Description of the task
Pull out every line with the word "page".

Dataset entries
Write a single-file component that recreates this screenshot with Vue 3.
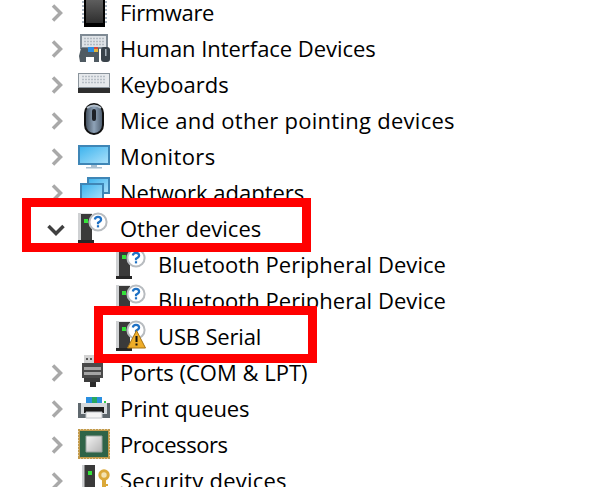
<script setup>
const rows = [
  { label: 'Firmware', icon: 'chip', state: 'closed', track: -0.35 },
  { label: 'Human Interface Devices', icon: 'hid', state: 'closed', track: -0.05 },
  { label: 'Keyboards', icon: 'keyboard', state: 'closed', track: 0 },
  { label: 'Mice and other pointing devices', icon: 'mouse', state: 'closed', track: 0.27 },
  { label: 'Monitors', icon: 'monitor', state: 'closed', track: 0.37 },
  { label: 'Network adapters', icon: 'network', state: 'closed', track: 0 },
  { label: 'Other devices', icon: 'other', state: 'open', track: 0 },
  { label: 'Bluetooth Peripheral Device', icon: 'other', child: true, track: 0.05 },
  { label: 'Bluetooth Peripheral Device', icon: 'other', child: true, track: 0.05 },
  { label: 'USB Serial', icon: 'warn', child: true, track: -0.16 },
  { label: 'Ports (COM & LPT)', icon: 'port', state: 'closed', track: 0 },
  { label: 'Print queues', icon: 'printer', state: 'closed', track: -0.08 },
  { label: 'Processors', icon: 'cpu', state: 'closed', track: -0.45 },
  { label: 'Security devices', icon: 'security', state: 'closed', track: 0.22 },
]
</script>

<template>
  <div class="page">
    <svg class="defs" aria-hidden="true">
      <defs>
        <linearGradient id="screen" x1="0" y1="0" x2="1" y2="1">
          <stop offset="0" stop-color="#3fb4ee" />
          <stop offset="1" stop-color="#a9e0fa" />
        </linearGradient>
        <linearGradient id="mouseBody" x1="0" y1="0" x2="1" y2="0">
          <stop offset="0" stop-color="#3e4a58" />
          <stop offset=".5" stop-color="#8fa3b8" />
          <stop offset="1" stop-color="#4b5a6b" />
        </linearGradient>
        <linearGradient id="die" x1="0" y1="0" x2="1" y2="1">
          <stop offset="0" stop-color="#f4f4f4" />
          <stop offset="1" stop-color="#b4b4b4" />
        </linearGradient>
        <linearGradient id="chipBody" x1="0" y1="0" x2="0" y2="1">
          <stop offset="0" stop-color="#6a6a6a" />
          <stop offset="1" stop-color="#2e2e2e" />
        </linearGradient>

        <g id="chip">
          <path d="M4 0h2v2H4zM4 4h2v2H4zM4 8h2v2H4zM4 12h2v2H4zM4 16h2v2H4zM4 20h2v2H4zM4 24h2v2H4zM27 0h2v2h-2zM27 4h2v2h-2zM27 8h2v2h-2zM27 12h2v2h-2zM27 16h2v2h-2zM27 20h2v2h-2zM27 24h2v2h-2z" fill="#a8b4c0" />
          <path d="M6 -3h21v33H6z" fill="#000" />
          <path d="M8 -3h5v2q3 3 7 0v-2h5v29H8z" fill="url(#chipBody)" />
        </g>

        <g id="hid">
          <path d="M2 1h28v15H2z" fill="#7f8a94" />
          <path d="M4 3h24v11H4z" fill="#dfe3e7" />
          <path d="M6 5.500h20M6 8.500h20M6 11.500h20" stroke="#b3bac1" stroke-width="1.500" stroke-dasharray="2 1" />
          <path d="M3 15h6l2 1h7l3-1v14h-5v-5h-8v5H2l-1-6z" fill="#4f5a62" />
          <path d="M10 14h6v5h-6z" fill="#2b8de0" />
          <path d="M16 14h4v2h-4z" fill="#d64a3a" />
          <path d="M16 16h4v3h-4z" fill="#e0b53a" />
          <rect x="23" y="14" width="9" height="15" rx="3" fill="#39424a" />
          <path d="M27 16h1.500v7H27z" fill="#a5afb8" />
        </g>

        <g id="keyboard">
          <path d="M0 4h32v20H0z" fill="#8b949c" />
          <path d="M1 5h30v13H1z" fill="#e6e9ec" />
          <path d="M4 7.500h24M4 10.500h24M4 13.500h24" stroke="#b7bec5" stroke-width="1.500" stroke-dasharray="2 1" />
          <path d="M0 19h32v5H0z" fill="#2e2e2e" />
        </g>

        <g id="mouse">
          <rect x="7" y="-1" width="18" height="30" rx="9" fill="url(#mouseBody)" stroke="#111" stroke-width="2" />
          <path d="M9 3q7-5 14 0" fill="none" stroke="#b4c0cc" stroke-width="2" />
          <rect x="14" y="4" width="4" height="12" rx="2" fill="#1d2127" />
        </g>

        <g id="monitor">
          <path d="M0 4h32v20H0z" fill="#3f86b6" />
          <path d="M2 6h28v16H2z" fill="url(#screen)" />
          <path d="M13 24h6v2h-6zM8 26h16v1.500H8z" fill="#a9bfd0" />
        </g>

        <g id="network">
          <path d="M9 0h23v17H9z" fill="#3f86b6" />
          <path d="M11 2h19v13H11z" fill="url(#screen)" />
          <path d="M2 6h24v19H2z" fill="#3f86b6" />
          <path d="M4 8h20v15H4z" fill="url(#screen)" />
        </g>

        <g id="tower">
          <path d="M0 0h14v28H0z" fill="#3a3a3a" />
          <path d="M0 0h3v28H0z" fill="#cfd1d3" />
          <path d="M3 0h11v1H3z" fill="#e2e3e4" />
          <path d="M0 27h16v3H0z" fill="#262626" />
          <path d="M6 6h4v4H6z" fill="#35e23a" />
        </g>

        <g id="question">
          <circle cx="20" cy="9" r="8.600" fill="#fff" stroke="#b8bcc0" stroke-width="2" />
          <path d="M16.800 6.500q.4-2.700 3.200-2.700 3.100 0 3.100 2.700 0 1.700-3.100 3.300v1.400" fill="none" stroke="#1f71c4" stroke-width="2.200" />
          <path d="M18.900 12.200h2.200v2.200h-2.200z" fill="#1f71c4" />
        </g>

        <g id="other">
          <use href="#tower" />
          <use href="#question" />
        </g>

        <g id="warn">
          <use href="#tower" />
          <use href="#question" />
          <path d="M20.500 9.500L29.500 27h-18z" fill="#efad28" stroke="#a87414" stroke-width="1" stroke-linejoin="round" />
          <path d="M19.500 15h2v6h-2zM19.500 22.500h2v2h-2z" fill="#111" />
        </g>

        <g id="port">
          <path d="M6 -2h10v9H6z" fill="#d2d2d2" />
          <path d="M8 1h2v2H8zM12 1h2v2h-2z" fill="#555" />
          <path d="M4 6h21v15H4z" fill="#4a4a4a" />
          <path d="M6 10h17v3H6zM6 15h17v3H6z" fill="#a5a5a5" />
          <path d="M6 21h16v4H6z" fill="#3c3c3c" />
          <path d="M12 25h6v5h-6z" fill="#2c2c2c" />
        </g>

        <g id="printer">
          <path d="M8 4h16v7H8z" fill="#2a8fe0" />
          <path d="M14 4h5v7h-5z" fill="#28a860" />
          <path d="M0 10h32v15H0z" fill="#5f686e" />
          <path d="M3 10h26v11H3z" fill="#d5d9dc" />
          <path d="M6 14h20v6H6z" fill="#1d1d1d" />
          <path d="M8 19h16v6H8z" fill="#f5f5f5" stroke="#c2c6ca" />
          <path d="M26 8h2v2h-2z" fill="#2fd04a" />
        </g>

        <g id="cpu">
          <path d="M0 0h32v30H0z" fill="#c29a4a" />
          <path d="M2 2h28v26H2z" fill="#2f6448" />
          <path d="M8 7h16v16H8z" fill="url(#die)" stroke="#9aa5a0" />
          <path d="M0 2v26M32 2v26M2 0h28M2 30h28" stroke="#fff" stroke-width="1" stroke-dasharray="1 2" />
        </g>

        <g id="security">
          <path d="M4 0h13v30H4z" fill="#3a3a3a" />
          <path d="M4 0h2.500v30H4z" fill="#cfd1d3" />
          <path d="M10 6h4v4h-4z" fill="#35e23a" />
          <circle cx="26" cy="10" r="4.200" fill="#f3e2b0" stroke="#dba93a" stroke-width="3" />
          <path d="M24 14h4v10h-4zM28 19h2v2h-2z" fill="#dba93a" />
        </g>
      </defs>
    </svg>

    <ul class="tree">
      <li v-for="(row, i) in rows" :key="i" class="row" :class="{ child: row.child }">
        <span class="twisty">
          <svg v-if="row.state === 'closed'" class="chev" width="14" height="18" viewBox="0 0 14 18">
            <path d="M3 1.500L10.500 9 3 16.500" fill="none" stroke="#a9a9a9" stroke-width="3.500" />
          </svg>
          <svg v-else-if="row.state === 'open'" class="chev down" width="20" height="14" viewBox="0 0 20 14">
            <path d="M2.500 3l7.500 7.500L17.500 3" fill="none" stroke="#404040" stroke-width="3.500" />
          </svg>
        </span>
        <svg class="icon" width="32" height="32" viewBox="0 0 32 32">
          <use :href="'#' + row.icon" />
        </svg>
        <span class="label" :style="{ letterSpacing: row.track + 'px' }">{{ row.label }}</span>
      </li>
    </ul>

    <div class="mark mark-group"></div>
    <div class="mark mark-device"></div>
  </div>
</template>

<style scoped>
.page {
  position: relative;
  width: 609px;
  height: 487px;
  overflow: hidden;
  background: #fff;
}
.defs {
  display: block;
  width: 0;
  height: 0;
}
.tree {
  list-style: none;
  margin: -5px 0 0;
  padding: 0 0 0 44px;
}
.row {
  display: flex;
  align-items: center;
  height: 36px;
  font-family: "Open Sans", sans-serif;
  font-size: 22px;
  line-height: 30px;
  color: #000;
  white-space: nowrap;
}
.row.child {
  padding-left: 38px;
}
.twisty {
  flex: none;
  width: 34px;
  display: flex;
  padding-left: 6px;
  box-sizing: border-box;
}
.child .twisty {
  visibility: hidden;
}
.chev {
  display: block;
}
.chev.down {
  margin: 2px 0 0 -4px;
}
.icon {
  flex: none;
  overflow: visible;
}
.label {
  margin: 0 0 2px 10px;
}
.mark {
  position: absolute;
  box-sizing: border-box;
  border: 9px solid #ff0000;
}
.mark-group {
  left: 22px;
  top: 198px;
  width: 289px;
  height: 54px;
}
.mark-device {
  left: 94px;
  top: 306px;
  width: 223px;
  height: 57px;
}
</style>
---
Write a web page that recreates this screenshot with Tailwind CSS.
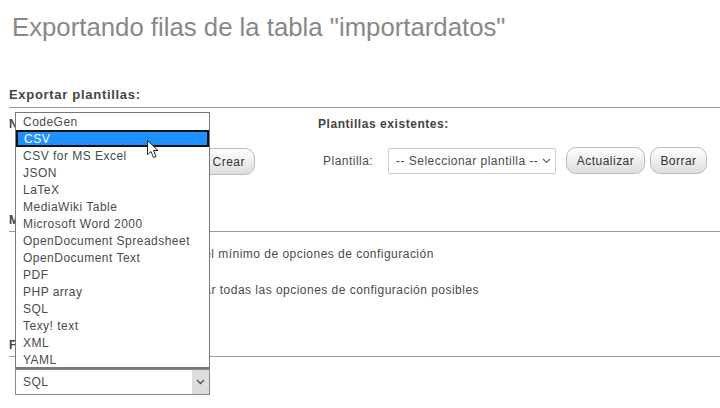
==
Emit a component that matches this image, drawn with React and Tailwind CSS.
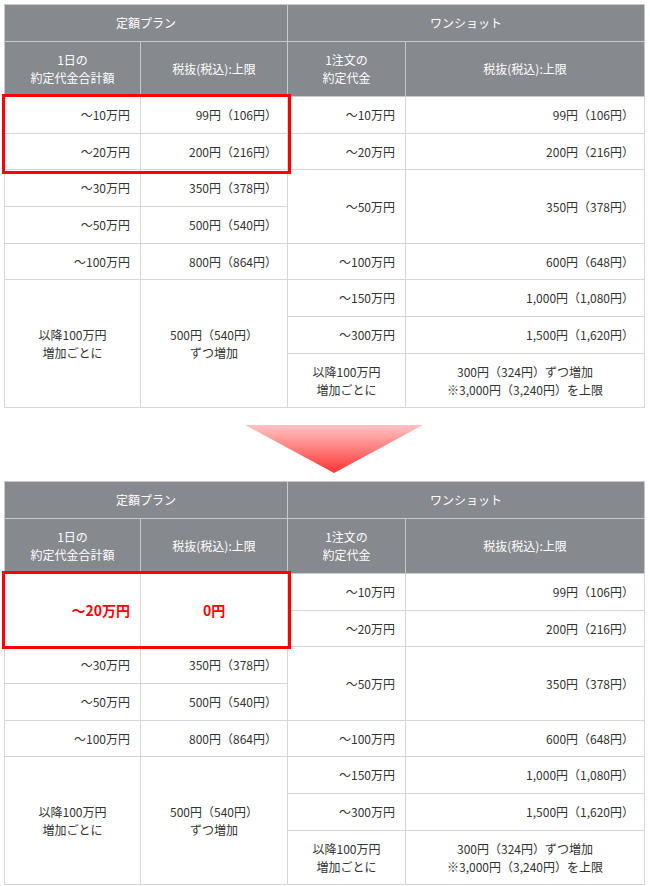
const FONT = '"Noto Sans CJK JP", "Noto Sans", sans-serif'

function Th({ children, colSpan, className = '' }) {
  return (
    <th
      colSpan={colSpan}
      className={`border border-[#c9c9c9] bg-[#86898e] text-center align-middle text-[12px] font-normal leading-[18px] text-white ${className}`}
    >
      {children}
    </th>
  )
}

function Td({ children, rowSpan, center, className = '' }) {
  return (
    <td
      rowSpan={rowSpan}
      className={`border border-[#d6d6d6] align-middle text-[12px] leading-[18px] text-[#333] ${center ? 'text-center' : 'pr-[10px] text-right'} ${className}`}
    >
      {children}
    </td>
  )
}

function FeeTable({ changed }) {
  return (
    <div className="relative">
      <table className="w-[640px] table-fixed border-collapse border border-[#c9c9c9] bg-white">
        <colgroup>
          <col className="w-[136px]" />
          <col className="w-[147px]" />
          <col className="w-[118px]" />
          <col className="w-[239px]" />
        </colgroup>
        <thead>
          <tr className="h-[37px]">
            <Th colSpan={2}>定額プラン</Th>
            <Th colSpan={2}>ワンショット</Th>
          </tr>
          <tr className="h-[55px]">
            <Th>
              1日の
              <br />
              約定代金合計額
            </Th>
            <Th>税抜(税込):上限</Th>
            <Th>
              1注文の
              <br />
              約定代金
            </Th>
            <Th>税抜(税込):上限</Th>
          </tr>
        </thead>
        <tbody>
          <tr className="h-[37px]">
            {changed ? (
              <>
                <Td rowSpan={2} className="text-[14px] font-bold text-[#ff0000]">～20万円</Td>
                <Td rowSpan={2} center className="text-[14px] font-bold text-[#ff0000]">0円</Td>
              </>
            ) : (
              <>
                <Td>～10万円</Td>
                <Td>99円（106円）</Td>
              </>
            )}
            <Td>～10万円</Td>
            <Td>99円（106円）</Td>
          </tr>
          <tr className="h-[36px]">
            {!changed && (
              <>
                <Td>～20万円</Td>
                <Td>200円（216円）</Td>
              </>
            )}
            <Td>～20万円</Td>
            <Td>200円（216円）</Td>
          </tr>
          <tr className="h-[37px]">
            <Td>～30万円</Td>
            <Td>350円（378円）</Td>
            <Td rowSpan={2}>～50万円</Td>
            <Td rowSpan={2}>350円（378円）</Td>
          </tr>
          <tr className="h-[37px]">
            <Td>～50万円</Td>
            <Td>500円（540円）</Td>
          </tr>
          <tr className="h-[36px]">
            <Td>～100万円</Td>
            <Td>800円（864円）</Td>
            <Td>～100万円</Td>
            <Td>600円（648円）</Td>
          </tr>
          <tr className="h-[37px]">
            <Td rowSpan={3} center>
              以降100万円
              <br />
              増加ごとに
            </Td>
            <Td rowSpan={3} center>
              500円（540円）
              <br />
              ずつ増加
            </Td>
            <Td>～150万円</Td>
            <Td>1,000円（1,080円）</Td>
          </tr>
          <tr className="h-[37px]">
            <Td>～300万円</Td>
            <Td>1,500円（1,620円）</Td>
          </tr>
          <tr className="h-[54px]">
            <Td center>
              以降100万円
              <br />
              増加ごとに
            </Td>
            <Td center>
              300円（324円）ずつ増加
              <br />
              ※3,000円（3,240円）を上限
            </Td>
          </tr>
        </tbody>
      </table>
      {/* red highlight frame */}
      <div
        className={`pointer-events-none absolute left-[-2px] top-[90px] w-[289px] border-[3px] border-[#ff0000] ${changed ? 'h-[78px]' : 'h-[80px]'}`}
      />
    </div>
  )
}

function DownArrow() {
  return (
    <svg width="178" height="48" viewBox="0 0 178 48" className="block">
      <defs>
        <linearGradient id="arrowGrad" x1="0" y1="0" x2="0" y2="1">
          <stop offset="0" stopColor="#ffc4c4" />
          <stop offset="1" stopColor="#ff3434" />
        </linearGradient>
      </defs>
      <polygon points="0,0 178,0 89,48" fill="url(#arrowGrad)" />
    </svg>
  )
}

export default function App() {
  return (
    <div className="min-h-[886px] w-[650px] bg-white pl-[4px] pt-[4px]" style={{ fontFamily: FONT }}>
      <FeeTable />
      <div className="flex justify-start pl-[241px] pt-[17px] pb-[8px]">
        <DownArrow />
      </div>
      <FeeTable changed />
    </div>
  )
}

Solution
  <div class="page">
.page {
Write a web page that recreates this screenshot with Tailwind CSS.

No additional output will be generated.